◆ DIRECTIONS
Give every line of the data again, unchanged, but with no pictures.

--- RAW DATA ---

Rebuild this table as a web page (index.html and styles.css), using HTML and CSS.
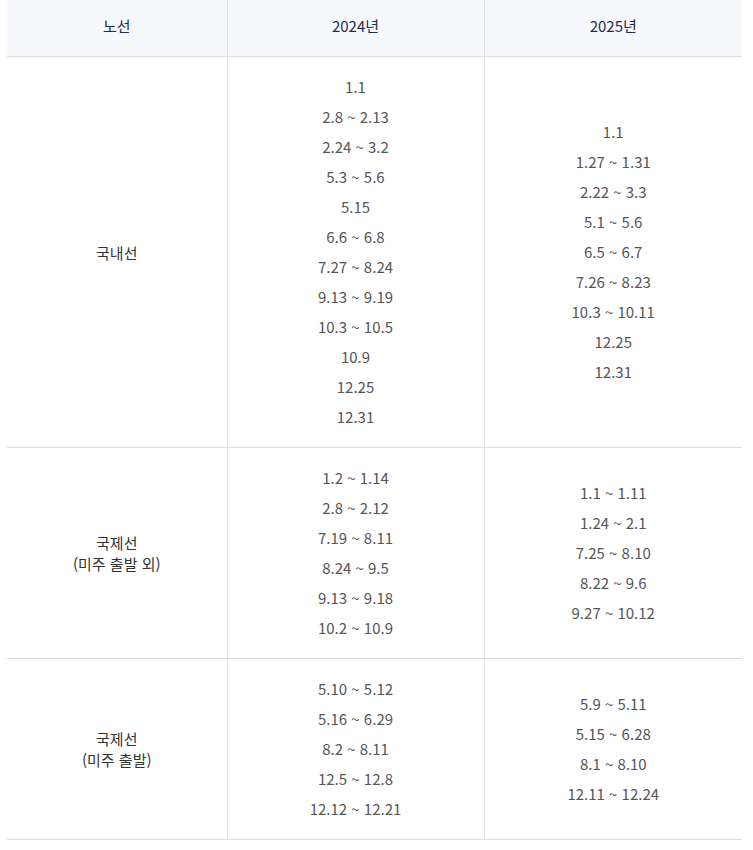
FILE: index.html
```html
<!DOCTYPE html>
<html lang="ko">
<head>
<meta charset="utf-8">
<link rel="stylesheet" href="styles.css">
</head>
<body>
<table class="tbl">
  <colgroup><col class="c1"><col class="c2"><col class="c3"></colgroup>
  <thead>
    <tr><th>노선</th><th>2024년</th><th>2025년</th></tr>
  </thead>
  <tbody>
    <tr>
      <td class="route">국내선</td>
      <td>1.1<br>2.8 ~ 2.13<br>2.24 ~ 3.2<br>5.3 ~ 5.6<br>5.15<br>6.6 ~ 6.8<br>7.27 ~ 8.24<br>9.13 ~ 9.19<br>10.3 ~ 10.5<br>10.9<br>12.25<br>12.31</td>
      <td>1.1<br>1.27 ~ 1.31<br>2.22 ~ 3.3<br>5.1 ~ 5.6<br>6.5 ~ 6.7<br>7.26 ~ 8.23<br>10.3 ~ 10.11<br>12.25<br>12.31</td>
    </tr>
    <tr>
      <td class="route">국제선<br>(미주 출발 외)</td>
      <td>1.2 ~ 1.14<br>2.8 ~ 2.12<br>7.19 ~ 8.11<br>8.24 ~ 9.5<br>9.13 ~ 9.18<br>10.2 ~ 10.9</td>
      <td>1.1 ~ 1.11<br>1.24 ~ 2.1<br>7.25 ~ 8.10<br>8.22 ~ 9.6<br>9.27 ~ 10.12</td>
    </tr>
    <tr>
      <td class="route">국제선<br>(미주 출발)</td>
      <td>5.10 ~ 5.12<br>5.16 ~ 6.29<br>8.2 ~ 8.11<br>12.5 ~ 12.8<br>12.12 ~ 12.21</td>
      <td>5.9 ~ 5.11<br>5.15 ~ 6.28<br>8.1 ~ 8.10<br>12.11 ~ 12.24</td>
    </tr>
  </tbody>
</table>
</body>
</html>
```
FILE: styles.css
```css
body {
  margin: 0;
  padding: 0 11px 0 7px;
  background: #fff;
  font-family: "Noto Sans CJK KR", "Noto Sans", sans-serif;
}
.tbl {
  width: 735px;
  border-collapse: collapse;
  table-layout: fixed;
}
.c1 { width: 220px; }
.c2 { width: 257px; }
.c3 { width: 258px; }
.tbl th {
  height: 51px;
  padding: 0 0 5px;
  background: #f7f8fb;
  color: #1f2d4d;
  font-size: 15px;
  font-weight: 400;
  text-align: center;
  border-bottom: 1px solid #dcdcdc;
}
.tbl td {
  padding: 15px 0;
  font-size: 15px;
  line-height: 30px;
  color: #555;
  text-align: center;
  vertical-align: middle;
  border-bottom: 1px solid #dcdcdc;
}
.tbl th + th,
.tbl td + td {
  border-left: 1px solid #e3e3e3;
}
.tbl td.route {
  line-height: 21px;
  color: #333;
}
```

---

◆ SOLUTION FOR THIS EXERCISE
Rebuild this table as a web page (index.html and styles.css), using HTML and CSS.
FILE: index.html
```html
<!DOCTYPE html>
<html lang="ko">
<head>
<meta charset="utf-8">
<link rel="stylesheet" href="styles.css">
</head>
<body>
<table class="tbl">
  <colgroup><col class="c1"><col class="c2"><col class="c3"></colgroup>
  <thead>
    <tr><th>노선</th><th>2024년</th><th>2025년</th></tr>
  </thead>
  <tbody>
    <tr>
      <td class="route">국내선</td>
      <td>1.1<br>2.8 ~ 2.13<br>2.24 ~ 3.2<br>5.3 ~ 5.6<br>5.15<br>6.6 ~ 6.8<br>7.27 ~ 8.24<br>9.13 ~ 9.19<br>10.3 ~ 10.5<br>10.9<br>12.25<br>12.31</td>
      <td>1.1<br>1.27 ~ 1.31<br>2.22 ~ 3.3<br>5.1 ~ 5.6<br>6.5 ~ 6.7<br>7.26 ~ 8.23<br>10.3 ~ 10.11<br>12.25<br>12.31</td>
    </tr>
    <tr>
      <td class="route">국제선<br>(미주 출발 외)</td>
      <td>1.2 ~ 1.14<br>2.8 ~ 2.12<br>7.19 ~ 8.11<br>8.24 ~ 9.5<br>9.13 ~ 9.18<br>10.2 ~ 10.9</td>
      <td>1.1 ~ 1.11<br>1.24 ~ 2.1<br>7.25 ~ 8.10<br>8.22 ~ 9.6<br>9.27 ~ 10.12</td>
    </tr>
    <tr>
      <td class="route">국제선<br>(미주 출발)</td>
      <td>5.10 ~ 5.12<br>5.16 ~ 6.29<br>8.2 ~ 8.11<br>12.5 ~ 12.8<br>12.12 ~ 12.21</td>
      <td>5.9 ~ 5.11<br>5.15 ~ 6.28<br>8.1 ~ 8.10<br>12.11 ~ 12.24</td>
    </tr>
  </tbody>
</table>
</body>
</html>
```
FILE: styles.css
```css
body {
  margin: 0;
  padding: 0 11px 0 7px;
  background: #fff;
  font-family: "Noto Sans CJK KR", "Noto Sans", sans-serif;
}
.tbl {
  width: 735px;
  border-collapse: collapse;
  table-layout: fixed;
}
.c1 { width: 220px; }
.c2 { width: 257px; }
.c3 { width: 258px; }
.tbl th {
  height: 51px;
  padding: 0 0 5px;
  background: #f7f8fb;
  color: #1f2d4d;
  font-size: 15px;
  font-weight: 400;
  text-align: center;
  border-bottom: 1px solid #dcdcdc;
}
.tbl td {
  padding: 15px 0;
  font-size: 15px;
  line-height: 30px;
  color: #555;
  text-align: center;
  vertical-align: middle;
  border-bottom: 1px solid #dcdcdc;
}
.tbl th + th,
.tbl td + td {
  border-left: 1px solid #e3e3e3;
}
.tbl td.route {
  line-height: 21px;
  color: #333;
}
```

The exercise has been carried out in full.